German energy policy: not a blueprint for other countries

German energy policy is not a blueprint for other countries, according to a recent survey by Weltenergierat. Moreover, it is seen as a risk to European security of supply in the electricity sector.

© Deutscher Bundestag / Lichtblick/Achim MeldeGerman energy policy has been observed worldwide and has triggered national debates on energy. Therefore Weltenergierat wanted to find out how countries perceived the German energy transition.  In November 2014 it carried out a survey among the Council’s member committees and received responses from 35 countries, results of which were released earlier this month.

The survey, “German energy policy – a blueprint for the world?”, has found:

►More than 70% of respondents consider German energy policy a threat to European security of supply.

►In the short term, current energy policy will impact German growth prospects negatively. In the longer term, many respondents also see a strengthening of the economy.

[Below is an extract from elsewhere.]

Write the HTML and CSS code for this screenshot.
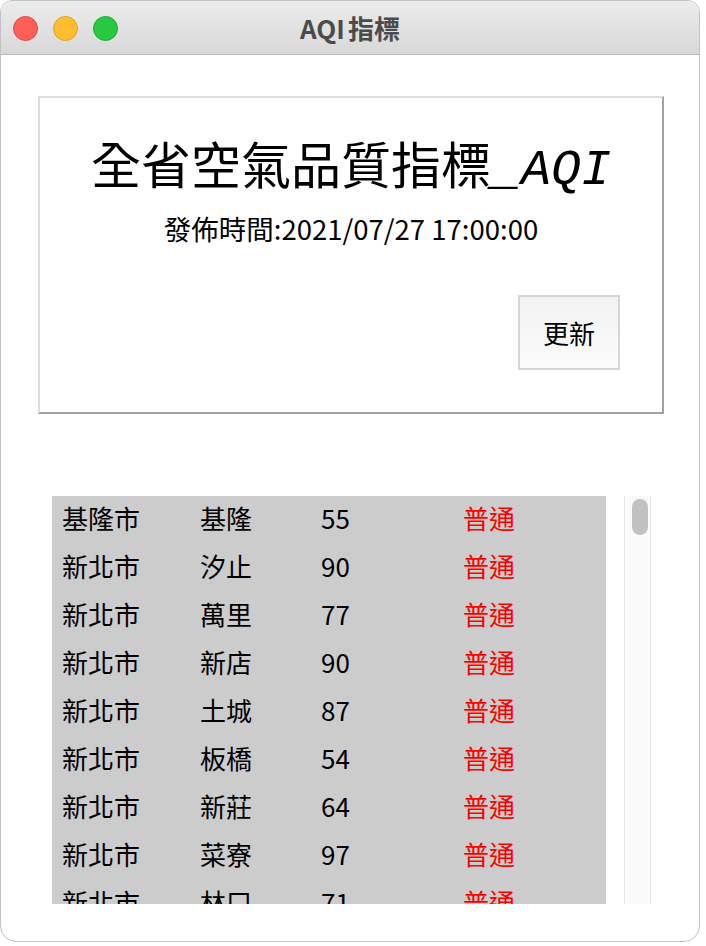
FILE: index.html
```html
<!DOCTYPE html>
<html lang="zh-Hant">
<head>
<meta charset="utf-8">
<title>AQI指標</title>
<link rel="stylesheet" href="styles.css">
</head>
<body>
<div class="window">
  <div class="titlebar">
    <div class="lights">
      <span class="light red"></span>
      <span class="light yellow"></span>
      <span class="light green"></span>
    </div>
    <div class="wtitle"><span class="wlatin">AQI</span>指標</div>
    <div></div>
  </div>
  <div class="content">
    <div class="card">
      <div class="title"><span class="cjk">全省空氣品質指標</span><span class="mono">_AQI</span></div>
      <div class="subtitle">發佈時間:2021/07/27 17:00:00</div>
      <div class="btnrow"><button class="btn">更新</button></div>
    </div>
    <div class="listarea">
      <div class="list">
        <div class="row"><span>基隆市</span><span>基隆</span><span>55</span><span class="status">普通</span></div>
        <div class="row"><span>新北市</span><span>汐止</span><span>90</span><span class="status">普通</span></div>
        <div class="row"><span>新北市</span><span>萬里</span><span>77</span><span class="status">普通</span></div>
        <div class="row"><span>新北市</span><span>新店</span><span>90</span><span class="status">普通</span></div>
        <div class="row"><span>新北市</span><span>土城</span><span>87</span><span class="status">普通</span></div>
        <div class="row"><span>新北市</span><span>板橋</span><span>54</span><span class="status">普通</span></div>
        <div class="row"><span>新北市</span><span>新莊</span><span>64</span><span class="status">普通</span></div>
        <div class="row"><span>新北市</span><span>菜寮</span><span>97</span><span class="status">普通</span></div>
        <div class="row"><span>新北市</span><span>林口</span><span>71</span><span class="status">普通</span></div>
      </div>
      <div class="scrollbar"><div class="thumb"></div></div>
    </div>
  </div>
</div>
</body>
</html>
```

FILE: styles.css
```css
html, body {
  margin: 0;
  padding: 0;
  background: #ffffff;
}

body {
  font-family: "Noto Sans CJK TC", "Noto Sans", sans-serif;
  color: #000;
}

.window {
  width: 700px;
  height: 942px;
  box-sizing: border-box;
  border: 1px solid #c2c2c2;
  border-radius: 12px 12px 16px 16px;
  overflow: hidden;
  background: #ffffff;
}

.titlebar {
  height: 53px;
  border-bottom: 1px solid #bcbcbc;
  background: linear-gradient(#ececec, #d8d8d8);
  display: grid;
  grid-template-columns: 1fr auto 1fr;
  align-items: center;
}

.lights {
  display: flex;
  gap: 15px;
  padding-left: 12px;
  padding-top: 1px;
}

.light {
  width: 23px;
  height: 23px;
  border-radius: 50%;
  border: 1px solid transparent;
}

.light.red { background: #ff5f57; border-color: #e2463f; }
.light.yellow { background: #febc2e; border-color: #dea123; }
.light.green { background: #28c840; border-color: #1aac2c; }

.wtitle {
  font-family: "Noto Sans CJK TC", "Noto Sans", sans-serif;
  font-weight: 700;
  font-size: 26px;
  color: #4b4b4b;
  line-height: 30px;
  padding-top: 1px;
  white-space: nowrap;
}

.wlatin {
  margin-right: 3px;
}

.content {
  padding-top: 41px;
}

.card {
  margin-left: 37px;
  width: 626px;
  height: 318px;
  box-sizing: border-box;
  border-style: solid;
  border-width: 2px;
  border-color: #dedede #a2a2a2 #a2a2a2 #dedede;
  display: flex;
  flex-direction: column;
  align-items: center;
  padding-top: 34px;
}

.title {
  height: 60px;
  line-height: 60px;
  white-space: nowrap;
  display: flex;
  align-items: baseline;
}

.title .cjk {
  font-family: "Noto Sans CJK TC", sans-serif;
  font-size: 50px;
}

.title .mono {
  font-family: "Liberation Mono", monospace;
  font-style: italic;
  font-size: 50px;
}

.subtitle {
  margin-top: 20px;
  height: 32px;
  font-size: 27.5px;
  line-height: 32px;
  white-space: nowrap;
}

.btnrow {
  align-self: stretch;
  display: flex;
  justify-content: flex-end;
  padding-right: 42px;
  margin-top: 51px;
}

.btn {
  width: 102px;
  height: 75px;
  box-sizing: border-box;
  border: 2px solid #d6d6d6;
  background: linear-gradient(#f2f2f2, #fbfbfb);
  font-family: "Noto Sans CJK TC", sans-serif;
  font-size: 26px;
  color: #000;
  padding: 0;
  margin: 0;
}

.listarea {
  margin-top: 82px;
  margin-left: 51px;
  display: flex;
  gap: 18px;
  align-items: flex-start;
}

.list {
  width: 554px;
  height: 408px;
  background: #cccccc;
  overflow: hidden;
}

.row {
  height: 44px;
  padding-bottom: 4px;
  display: grid;
  grid-template-columns: 138px 121px 142px 1fr;
  align-items: center;
  padding-left: 10px;
  font-size: 26px;
  line-height: 44px;
  white-space: nowrap;
}

.status {
  color: #ff0000;
}

.scrollbar {
  width: 27px;
  height: 408px;
  box-sizing: border-box;
  background: #fafafa;
  border-left: 1px solid #e6e6e6;
  border-right: 1px solid #e6e6e6;
  padding: 3px 0 0 7px;
}

.thumb {
  width: 16px;
  height: 36px;
  border-radius: 8px;
  background: #c1c1c1;
}
```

►A third of respondents are confident that the German energy policy could serve as a global energy policy blueprint. A little over half of respondents think that parts of the concept – i.e. expanding renewables – could be copied, while almost half of respondents reject the proposal of the German energy policy completely.

►Close to 50% of surveyed experts think that household consumers would accept a price increase of up to 10% in their countries, if this means they could contribute to climate protection. However, this does not apply to industrial consumers.

►In international perspectives, German energy policy will only partly be implemented and with delays.

►Only a minority believes that Germany can achieve its CO2 reduction target until 2020.

The survey results were released in the same month when Weltenergierat called for a true EU internal energy market in a position paper for the German energy ministry’s ‘greenbook’. The position paper represents the interim results of a study commissioned by WEC Germany on further steps towards a single European power market. The final analysis on the extent of synergies of a European or cross-country load backup will be published in June.

Dr Carsten Rolle, Secretary of Weltenergierat, said: “EU member states need to cooperate much more closely as there is great potential for synergies in the electricity sector. The integration will have to be carried out step by step on a regional level in the first place, which can then be extended to all member states. It is important to implement the regionalisation already announced in the recent EU strategy paper quickly and rigorously”.